File spoon-archives/anarchy-list.archive/anarchy-list_1999/anarchy-list.9904, message 474


Date: Wed, 14 Apr 1999 20:53:58 -0500 (EST)
From: danceswithcarp <dcombs-AT-bloomington.in.us>
Subject: Re: US-information warfare & KLA




On Wed, 14 Apr 1999, Brian J. Callahan wrote:

> Well, you have to go to Locke's Second Treatise on Government to see why 
> Jefferson called them inalienable.  Locke started from the assumption that 
> society is essentially a contract created in the misty past by individuals 
> who were tired of their lives being nasty, brutish and short (he was a big 
> Hobbes fan); and any *workable* society would grant the rights to life, 
> liberty and property (pursuit of happiness sounds more elevated).  
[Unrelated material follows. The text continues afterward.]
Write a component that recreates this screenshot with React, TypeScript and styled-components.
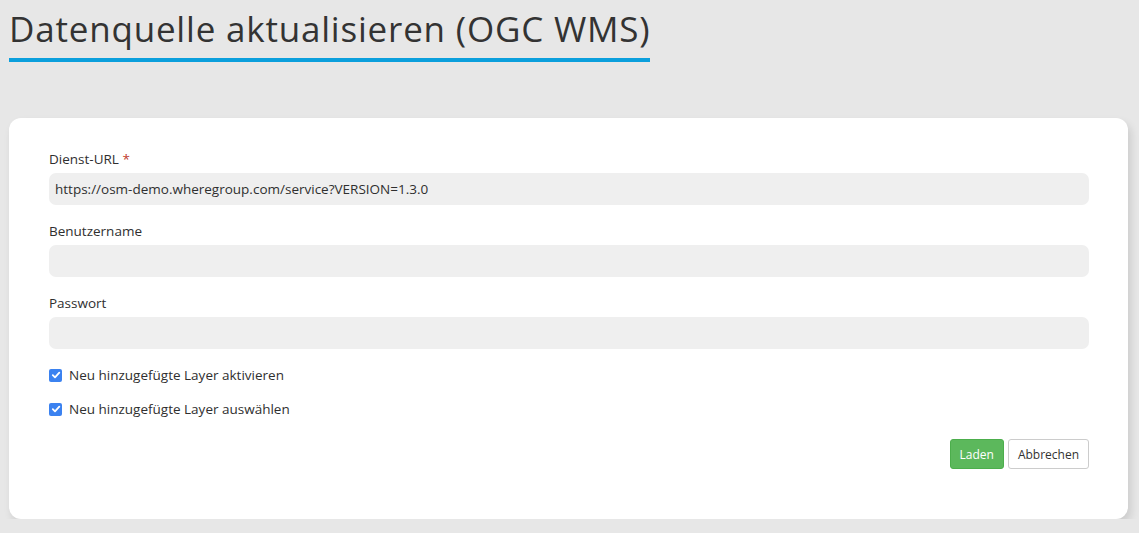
import React from "react";
import styled, { createGlobalStyle } from "styled-components";

const Global = createGlobalStyle`
  html, body { margin: 0; padding: 0; background: #e7e7e7; }
  body { font-family: "Open Sans", "Noto Sans", sans-serif; color: #333; }
  * { box-sizing: border-box; }
`;

const Page = styled.div`
  padding: 0 11px 0 9px;
  display: flex;
  flex-direction: column;
  align-items: flex-start;
`;

const Title = styled.h1`
  margin: 0;
  padding-top: 6px;
  font-weight: 400;
  font-size: 35px;
  line-height: 46px;
  color: #333;
  border-bottom: 4px solid #0b9fdc;
  padding-bottom: 6px;
  letter-spacing: 0.8px;
`;

const Card = styled.div`
  margin-top: 56px;
  align-self: stretch;
  background: #fff;
  border-radius: 12px;
  box-shadow: 3px 5px 8px rgba(0, 0, 0, 0.12);
  padding: 32px 39px 50px 40px;
  display: flex;
  flex-direction: column;
`;

const Field = styled.div`
  display: flex;
  flex-direction: column;
  margin-bottom: 17px;
`;

const Label = styled.label`
  font-size: 13.5px;
  line-height: 18px;
  margin-bottom: 5px;
  color: #2f2f2f;
`;

const Required = styled.span`
  color: #c0392b;
`;

const Input = styled.div`
  height: 32px;
  border-radius: 7px;
  background: #efefef;
  font-size: 13.5px;
  line-height: 32px;
  padding: 0 6px;
  color: #2f2f2f;
`;

const CheckRow = styled.label<{ $first?: boolean }>`
  display: flex;
  align-items: center;
  gap: 7px;
  font-size: 13.5px;
  line-height: 18px;
  color: #2f2f2f;
  margin-top: ${(p) => (p.$first ? "0px" : "16px")};
`;

const Box = styled.span`
  width: 13px;
  height: 13px;
  border-radius: 2px;
  background: #3b82f0;
  display: inline-flex;
  align-items: center;
  justify-content: center;
`;

const Actions = styled.div`
  display: flex;
  justify-content: flex-end;
  gap: 4px;
  margin-top: 21px;
`;

const Button = styled.button<{ $primary?: boolean }>`
  height: 30px;
  padding: 0 9px;
  font-family: inherit;
  font-size: 12px;
  border-radius: 3px;
  border: 1px solid ${(p) => (p.$primary ? "#4cae4c" : "#cccccc")};
  background: ${(p) => (p.$primary ? "#5cb85c" : "#fff")};
  color: ${(p) => (p.$primary ? "#fff" : "#333")};
`;

const Check = () => (
  <Box>
    <svg width="10" height="10" viewBox="0 0 10 10">
      <path d="M1.8 5.2 L4 7.3 L8.3 2.6" stroke="#fff" strokeWidth="1.8" fill="none" strokeLinecap="round" strokeLinejoin="round" />
    </svg>
  </Box>
);

export default function App() {
  return (
    <>
      <Global />
      <Page>
        <Title>Datenquelle aktualisieren (OGC WMS)</Title>
        <Card>
          <Field>
            <Label>
              Dienst-URL <Required>*</Required>
            </Label>
            <Input>https://osm-demo.wheregroup.com/service?VERSION=1.3.0</Input>
          </Field>
          <Field>
            <Label>Benutzername</Label>
            <Input />
          </Field>
          <Field>
            <Label>Passwort</Label>
            <Input />
          </Field>
          <CheckRow $first>
            <Check />
            Neu hinzugefügte Layer aktivieren
          </CheckRow>
          <CheckRow>
            <Check />
            Neu hinzugefügte Layer auswählen
          </CheckRow>
          <Actions>
            <Button $primary>Laden</Button>
            <Button>Abbrechen</Button>
          </Actions>
        </Card>
      </Page>
    </>
  );
}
Yes, he is right:  It is a contract.  Except a lot of people have signed
under coercion, which even in small claims court in Indy-by-gawd-anna will
get a contract thrown out.  But we are only born with "inalienable rights"
if the contract is enforcable and unamendable.


> That's 
> because, if society didn't, the individuals who make up society would begin 
> to kill their oppressors thus returning things to the nasty, brutish times.  

Let's hear it for killing the oppressors.

> The "inalienable rights" stem from an analysis of what rational humans would 
> not stand for.                                       

Making, of course, the NATO intervention in Kosovo perfectly rational.

Thanks, brine-oh, I knew you could pull it out for me.